Penantian Panjang Sebuah Kebenaran

Nasional / 12 December 2005

Kalangan Sendiri

Penantian Panjang Sebuah Kebenaran

Puji Astuti Official Writer
7354

JAWABAN.com - Jakarta - Tok... tok... tok... pintu rumah Ruminah diketuk berulang-ulang di pagi yang masih gulita itu. Jarum jam masih bertengger di angka 02.00 WIB. Maka bergegaslah Ruminah membukakan pintu. Tetapi begitu pintu dibuka, tidak ada seorang pun yang terlihat. Lalu sebuah bayangan berkelebat di balik gorden. Namun ketika kain gorden disibakkan, lagi-lagi tak ada orang di luar sana. Hari-hari berikutnya, terdengar suara langkah sepatu "tanpa pemilik" mondar-mandir di balik rumah. Kejadian ini membuat perasaan Ruminah campur aduk antara takut dan jengkel. Ternyata ini pun belum cukup, karena tiba-tiba telepon rumah berdering. "Ini ibunya Gunawan, ya?" suara lelaki terdengar di seberang telepon. "Iya," jawab Ruminah. "Anak ibu yang mati di Yogya Mal, Klender?" tanya lelaki itu, dan Ruminah kembali menjawab "Iya". "Kalau ada orang yang datang ke rumah ibu, diamkan saja!" bentak lelaki itu lalu menutup telepon.
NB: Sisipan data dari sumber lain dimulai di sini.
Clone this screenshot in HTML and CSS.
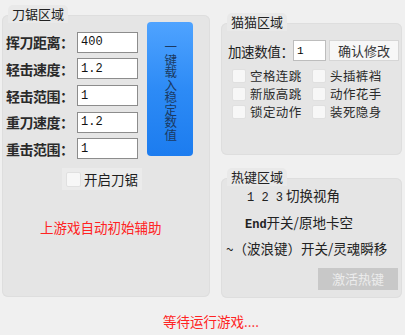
FILE: index.html
```html
<!DOCTYPE html>
<html>
<head>
    <link rel="stylesheet" href="styles.css">
</head>
<body>
    <div class="window">
        <div class="main">
            <div class="group saw">
                <div class="group-title">刀锯区域</div>
                <div class="saw-top">
                    <div class="fields">
                        <div class="field"><label>挥刀距离：</label><input type="text" value="400"></div>
                        <div class="field"><label>轻击速度：</label><input type="text" value="1.2"></div>
                        <div class="field"><label>轻击范围：</label><input type="text" value="1"></div>
                        <div class="field"><label>重刀速度：</label><input type="text" value="1.2"></div>
                        <div class="field"><label>重击范围：</label><input type="text" value="1"></div>
                    </div>
                    <button class="load-btn">一键载入稳定数值</button>
                </div>
                <div class="saw-check">
                    <span class="box"></span><span>开启刀锯</span>
                </div>
                <p class="hint">上游戏自动初始辅助</p>
            </div>

            <div class="side">
                <div class="group cat">
                    <div class="group-title">猫猫区域</div>
                    <div class="speed-row">
                        <label>加速数值：</label>
                        <input type="text" value="1">
                        <button class="plain-btn">确认修改</button>
                    </div>
                    <div class="options">
                        <div class="option"><span class="box"></span>空格连跳</div>
                        <div class="option"><span class="box"></span>头插裤裆</div>
                        <div class="option"><span class="box"></span>新版高跳</div>
                        <div class="option"><span class="box"></span>动作花手</div>
                        <div class="option"><span class="box"></span>锁定动作</div>
                        <div class="option"><span class="box"></span>装死隐身</div>
                    </div>
                </div>

                <div class="group hotkeys">
                    <div class="group-title">热键区域</div>
                    <p class="key-line first"><span class="ascii">1 2 3</span> 切换视角</p>
                    <p class="key-line second"><span class="ascii bold">End</span>开关/原地卡空</p>
                    <p class="key-line third">~（波浪键）开关/灵魂瞬移</p>
                    <div class="hot-actions">
                        <button class="disabled-btn">激活热键</button>
                    </div>
                </div>
            </div>
        </div>
        <p class="status">等待运行游戏....</p>
    </div>
</body>
</html>
```

FILE: styles.css
```css
* {
    margin: 0;
    padding: 0;
    box-sizing: border-box;
    font-family: "Noto Sans CJK SC", "Noto Sans", sans-serif;
}

body {
    background: #f0f0f0;
    color: #1e1e1e;
    font-size: 13px;
}

.window {
    width: 405px;
    height: 335px;
}

.main {
    display: flex;
    padding-left: 2px;
    gap: 11px;
}

.group {
    position: relative;
    background: #e5e5e5;
    border-radius: 6px;
    box-shadow: inset 0 0 0 1px #dedede;
}

.group-title {
    position: absolute;
    top: -10px;
    left: 6px;
    height: 18px;
    line-height: 18px;
    padding: 0 4px;
    background: #e9e9e9;
    border-radius: 5px 5px 0 0;
    color: #222;
}

/* left: saw */
.saw {
    width: 208px;
    height: 282px;
    margin-top: 15px;
    padding: 7px 0 0 4px;
}

.saw-top {
    display: flex;
    gap: 9px;
}

.fields {
    display: flex;
    flex-direction: column;
    gap: 5.7px;
    margin-top: 9.7px;
}

.field {
    display: flex;
    align-items: center;
    height: 21px;
}

.field label {
    width: 71px;
    font-size: 14px;
    font-weight: bold;
    color: #2a2a2a;
    letter-spacing: -0.5px;
    white-space: nowrap;
}

.field input {
    width: 61px;
    height: 21px;
    border: 1px solid #8c8c8c;
    background: #fff;
    padding-left: 3px;
    font-family: "Liberation Mono", monospace;
    font-size: 12px;
    color: #111;
}

.load-btn {
    width: 46px;
    height: 134px;
    border: none;
    border-radius: 4px;
    background: linear-gradient(180deg, #4fa3ff 0%, #2d8bf6 50%, #1c7cef 100%);
    writing-mode: vertical-rl;
    text-orientation: upright;
    font-size: 12.5px;
    line-height: 1;
    color: #1b3a63;
    padding-top: 4px;
}

.saw-check {
    display: flex;
    align-items: center;
    gap: 3px;
    width: 80px;
    height: 22px;
    margin: 9px 0 0 56px;
    padding-left: 4px;
    background: #ebebeb;
    font-size: 13.5px;
}

.box {
    display: inline-block;
    flex-shrink: 0;
    width: 15px;
    height: 15px;
    background: #f7f7f7;
    border: 1px solid #e0e0e0;
    border-radius: 2px;
}

.hint {
    margin: 27px 0 0 34px;
    color: #ff2323;
    font-size: 13.5px;
}

/* right side */
.side {
    display: flex;
    flex-direction: column;
    width: 181px;
}

.cat {
    height: 132px;
    margin-top: 23px;
    padding: 17px 0 0 7px;
}

.speed-row {
    display: flex;
    align-items: center;
    height: 21px;
}

.speed-row label {
    width: 65px;
    font-size: 13.5px;
    letter-spacing: -0.4px;
    white-space: nowrap;
}

.speed-row input {
    width: 33px;
    height: 21px;
    border: 1px solid #bdbdbd;
    background: #fff;
    padding-left: 3px;
    font-family: "Liberation Mono", monospace;
    font-size: 11px;
}

.plain-btn {
    width: 70px;
    height: 21px;
    margin-left: 3px;
    border: 1px solid #d6d6d6;
    background: #f7f7f7;
    font-size: 13px;
    line-height: 19px;
    color: #333;
}

.options {
    display: grid;
    grid-template-columns: 80px 80px;
    margin: 6px 0 0 4px;
}

.option {
    display: flex;
    align-items: center;
    gap: 3px;
    height: 18.2px;
    line-height: 18.2px;
    font-size: 12.5px;
    letter-spacing: 0.4px;
    color: #2a2a2a;
    white-space: nowrap;
}

.option .box {
    width: 14px;
    height: 14px;
    margin-right: 1px;
}

.hotkeys {
    height: 120px;
    margin-top: 23px;
    padding-top: 8px;
}

.key-line {
    height: 26.5px;
    line-height: 18px;
    font-size: 13.5px;
    color: #222;
    white-space: nowrap;
}

.key-line.first { padding-left: 26px; }
.key-line.second { padding-left: 24px; }
.key-line.third { padding-left: 5px; }

.ascii {
    font-family: "Liberation Mono", monospace;
    font-size: 12px;
}

.bold {
    font-weight: bold;
}

.hot-actions {
    display: flex;
    justify-content: flex-end;
    padding-right: 4px;
    margin-top: 2px;
}

.disabled-btn {
    width: 80px;
    height: 22px;
    border: none;
    background: #c8c8c8;
    color: #ececec;
    font-size: 13px;
}

.status {
    margin-top: 13px;
    padding-left: 163px;
    color: #ff2323;
    font-size: 13.5px;
}
```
Inilah rupanya, teror yang dialami Ruminah pada Mei 1998. Belum lagi pertanyaan lugu dari tetangganya, yang khawatir jangan-jangan orang yang menggedor-gedor pintu itu adalah hantunya Gunawan (13 tahun). "Aduuh, saya sedih sekali," tutur Ruminah ketika ditemui SH pada peluncuran dan bedah buku "Kerusuhan Mei 1998" di Goethe Haus, Jakarta.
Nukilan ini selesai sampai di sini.